The Ridgeway Trailhead parking lot will be closed Saturday and Sunday for the event. Participants should park at Cheyenne Mountain High School (1200 Cresta Road), where they will be shuttled to and from the Ridgeway Trailhead. Masks are required on the shuttle.

Guided hikes begin Friday evening with a Bat Flight Hike from 8:30-9:30 p.m. near the South Suburban Reservoir to monitor bat acoustics. Daytime wildlife hikes will be offered on Saturday and Sunday, including Beginner Birders, Bug Blitz, Hike Like Bigfoot, and a Hiking Scavenger Hunt. Find the full schedule and register for the guided hikes at

For those who prefer to participate solo, simply download the iNaturalist app and note your observations in the open space. The free app maps and helps identify flora, fauna, and fungi. The process is simple: snap a picture or take a recording, then work with the app to identify the plant or animal. All observations in the project area are saved and stored for future analysis. If you don’t know what you found, the iNaturalist community will help identify it for you.
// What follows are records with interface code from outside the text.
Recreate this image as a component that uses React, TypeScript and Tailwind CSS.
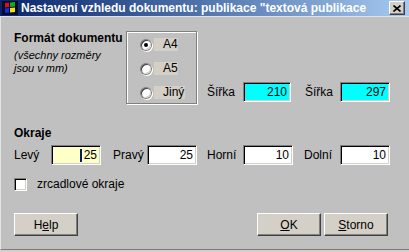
import React from "react";

const font = { fontFamily: '"Liberation Sans", Arial, sans-serif' };

function Field({ value, w = "w-[50px]", bg = "bg-white", caret = false }: { value: string; w?: string; bg?: string; caret?: boolean }) {
	return (
		<div
			className={`${w} h-[20px] ${bg} border border-t-[#808080] border-l-[#808080] border-b-white border-r-white shadow-[inset_1px_1px_0_#000,inset_-1px_-1px_0_#d4d0c8] flex items-center justify-end pr-[3px] text-[12px] leading-[14px] text-black`}
		>
			{caret && <span className="w-[2px] h-[13px] bg-[#0a1a5a] mr-[2px]" />}
			{value}
		</div>
	);
}

function Label({ text, w, className = "" }: { text: string; w: string; className?: string }) {
	return <div className={`${w} ${className} text-[12px] leading-[14px] text-black`}>{text}</div>;
}

function Radio({ label, checked = false, w }: { label: string; checked?: boolean; w: string }) {
	return (
		<div className="flex items-center h-[13px] pl-[13px]">
			<div className="w-[12px] h-[12px] rounded-full bg-[#808080] p-px shadow-[1px_1px_0_#fff]">
				<div className="w-full h-full rounded-full bg-white shadow-[inset_1px_1px_0_#404040,inset_-1px_-1px_0_#d4d0c8] flex items-center justify-center">
					{checked && <div className="w-[4px] h-[4px] rounded-full bg-black" />}
				</div>
			</div>
			<div className={`${w} ml-[2px] h-[13px] bg-[#d4d0c8] pl-[9px] text-[12px] leading-[13px] text-black`}>{label}</div>
		</div>
	);
}

function Button({ children }: { children: React.ReactNode }) {
	return (
		<button className="w-[64px] h-[23px] bg-[#d4d0c8] border border-t-white border-l-white border-b-[#404040] border-r-[#404040] shadow-[inset_-1px_-1px_0_#808080] text-[12px] leading-[14px] text-black flex items-center justify-center">
			{children}
		</button>
	);
}

export default function App() {
	return (
		<div className="w-[409px] h-[252px] flex flex-col bg-[#d4d0c8] overflow-hidden" style={font}>
			<div className="h-[16px] flex items-center bg-linear-to-r from-[#0a246a] to-[#a6caf0]">
				<svg className="ml-[2px]" width="16" height="16" viewBox="0 0 16 16">
					<rect x="0" y="1" width="16" height="14" fill="#0a0a30" />
					<path d="M3 3 L7 2.5 L7 7 L3 7.5 Z" fill="#e01010" />
					<path d="M8 2.5 L13 2 L13 6.5 L8 7 Z" fill="#10b010" />
					<path d="M3 8.5 L7 8 L7 12.5 L3 13 Z" fill="#1030f0" />
					<path d="M8 8 L13 7.5 L13 12 L8 12.5 Z" fill="#f0e010" />
				</svg>
				<span className="ml-[3px] text-white font-bold text-[12px] leading-[16px] whitespace-nowrap">
					Nastavení vzhledu dokumentu: publikace "textová publikace
				</span>
				<div className="ml-auto mr-[4px] w-[16px] h-[14px] bg-[#d4d0c8] border border-t-white border-l-white border-b-[#404040] border-r-[#404040] shadow-[inset_-1px_-1px_0_#808080] flex items-center justify-center">
					<svg width="8" height="7" viewBox="0 0 8 7">
						<path d="M0.5 0.5 L7.5 6.5 M7.5 0.5 L0.5 6.5" stroke="#000" strokeWidth="1.6" />
					</svg>
				</div>
			</div>

			<div className="h-[234px] bg-[#c0c0c0] border-t border-l border-t-[#e4e4e4] border-l-[#e4e4e4] border-b border-b-[#7a7a7a] flex flex-col pl-[13px]">
				<div className="mt-[14px] flex items-start">
					<div className="w-[112px]">
						<div className="font-bold text-[12px] leading-[14px] text-black">Formát dokumentu</div>
						<div className="mt-[4px] italic text-[11px] leading-[13px] text-black">
							(všechny rozměry
							<br />
							jsou v mm)
						</div>
					</div>
					<div className="w-[71px] h-[73px] border border-[#808080] shadow-[1px_1px_0_#fff,inset_1px_1px_0_#fff] flex flex-col pt-[6px] gap-[11px]">
						<Radio label="A4" checked w="w-[24px]" />
						<Radio label="A5" w="w-[24px]" />
						<Radio label="Jiný" w="w-[31px]" />
					</div>
					<div className="ml-[10px] mt-[51px] flex items-center">
						<Label text="Šířka" w="w-[36px]" />
						<Field value="210" w="w-[48px]" bg="bg-[#00ffff]" />
						<Label text="Šířka" w="w-[35px]" className="ml-[14px]" />
						<Field value="297" bg="bg-[#00ffff]" />
					</div>
				</div>

				<div className="mt-[22px] font-bold text-[12px] leading-[14px] text-black">Okraje</div>

				<div className="mt-[5px] flex items-center">
					<Label text="Levý" w="w-[37px]" />
					<Field value="25" bg="bg-[#ffffc8]" caret />
					<Label text="Pravý" w="w-[34px]" className="ml-[12px]" />
					<Field value="25" />
					<Label text="Horní" w="w-[36px]" className="ml-[10px]" />
					<Field value="10" />
					<Label text="Dolní" w="w-[36px]" className="ml-[11px]" />
					<Field value="10" />
				</div>

				<div className="mt-[13px] flex items-center h-[13px]">
					<div className="w-[13px] h-[13px] bg-white border border-t-[#808080] border-l-[#808080] border-b-white border-r-white shadow-[inset_1px_1px_0_#000,inset_-1px_-1px_0_#d4d0c8]" />
					<div className="ml-[10px] text-[12px] leading-[13px] text-black">zrcadlové okraje</div>
				</div>

				<div className="mt-[22px] flex items-center justify-between pr-[21px]">
					<Button>
						H<span className="underline">e</span>lp
					</Button>
					<div className="flex gap-[3px]">
						<Button>
							<span className="underline">O</span>K
						</Button>
						<Button>
							<span className="underline">S</span>torno
						</Button>
					</div>
				</div>
			</div>
			<div className="h-[2px] bg-[#d4d0c8]" />
		</div>
	);
}
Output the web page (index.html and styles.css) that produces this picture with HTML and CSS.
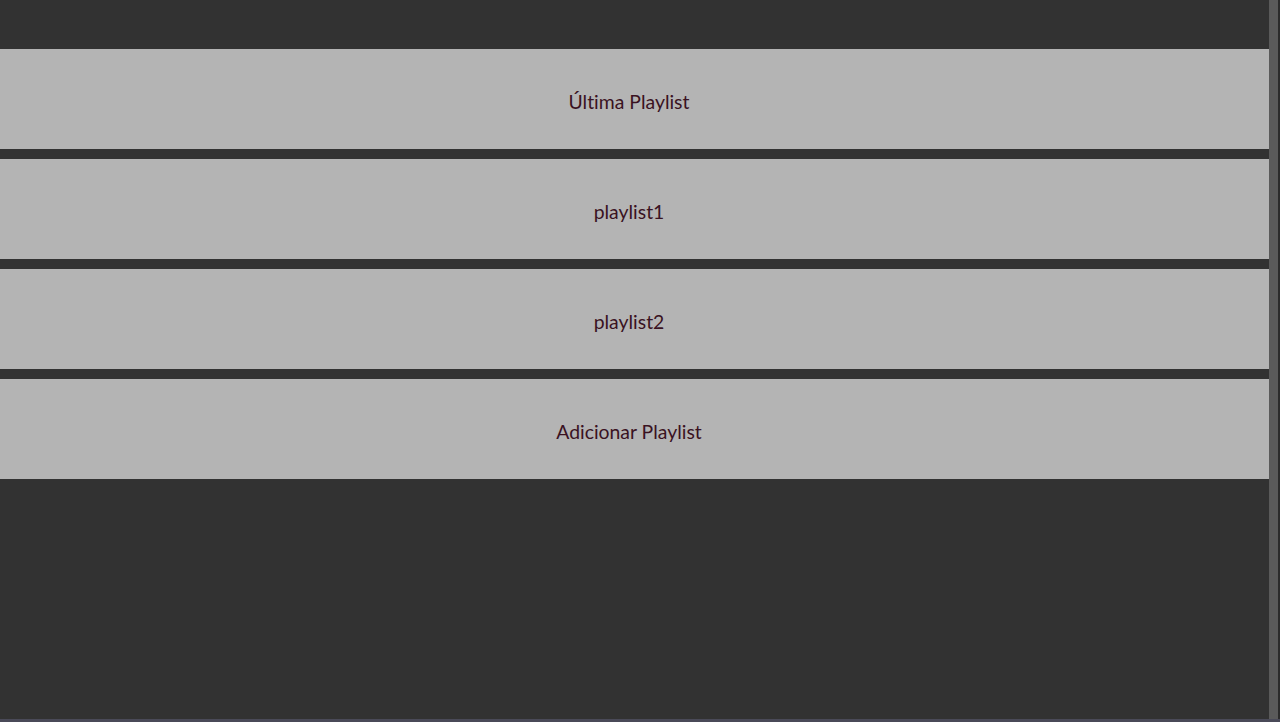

The Trails, Open Space and Parks (TOPS) program started hosting community bioblitzes in 2017 to get a snapshot of biodiversity within parks and open spaces citywide. Over time, these snapshots will be compared to reveal how the areas’ ecosystems are changing and can provide insight into management practices. TOPS is a city sales and use tax that protects and preserves trails, open space and parks citywide. Since 1997, it has preserved nearly 7,200 acres of open space.